Proposed new section 137FB also requires the FCA to consult the Treasury before publishing its draft rules that will apply to FCA-regulated pensions, which are usually referred to by the shorthand of contract-based schemes, as it will be important to ensure that they align with the Treasury’s implementation of the service.

My hon. Friend the Member for Amber Valley may be interested to know that the FCA will also be required to consult the Secretary of State for Work and Pensions and to have regard to existing regulations to ensure coherence with requirements on trust-based pension schemes and any proposals to change those requirements. My Department will amend its disclosure of information regulations for schemes regulated by the Pensions Regulator, usually referred to as trust-based, to align with signposting requirements for contract-based schemes set by the FCA.

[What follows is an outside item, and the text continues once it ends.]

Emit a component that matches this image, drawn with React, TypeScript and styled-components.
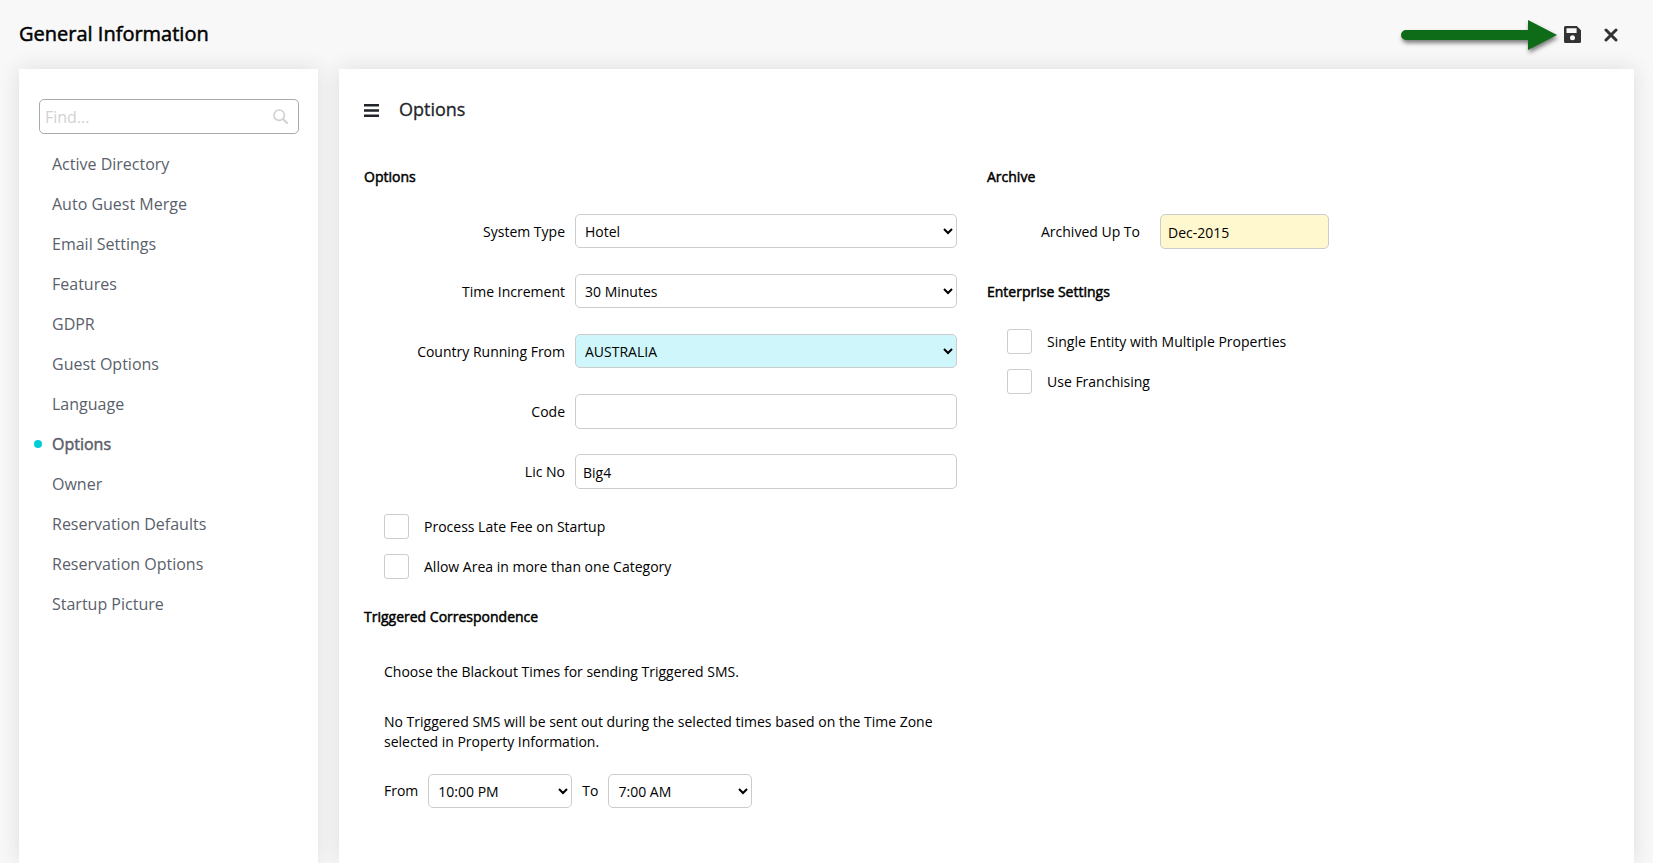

Finally, part 6 deals with consequential, transitional and commencement issues. Paragraphs 5 to 15 of proposed new section 137FB make consequential amendments to ensure the new provisions fit as part of the 2000 Act. In particular, they allow the FCA’s consultation on standards and on rules on signposting and on fees, published earlier this year, to be regarded as fulfilling the consultation requirements in the Bill. That means that the FCA rules and standards will be in place in good time for April, which comes back to my hon. Friend’s point, and will allow firms and delivery partners to prepare appropriately to be compliant by April. The Government are considering tabling amendments in due course to commence the guidance guarantee provisions on Royal Assent, so that the legal framework is in place in advance of April.

I hope that that gives the Committee an exhaustive, if not exhausting, account of new schedule 2. I commend Government amendment 58 to the Committee and look forward to the Committee’s comments.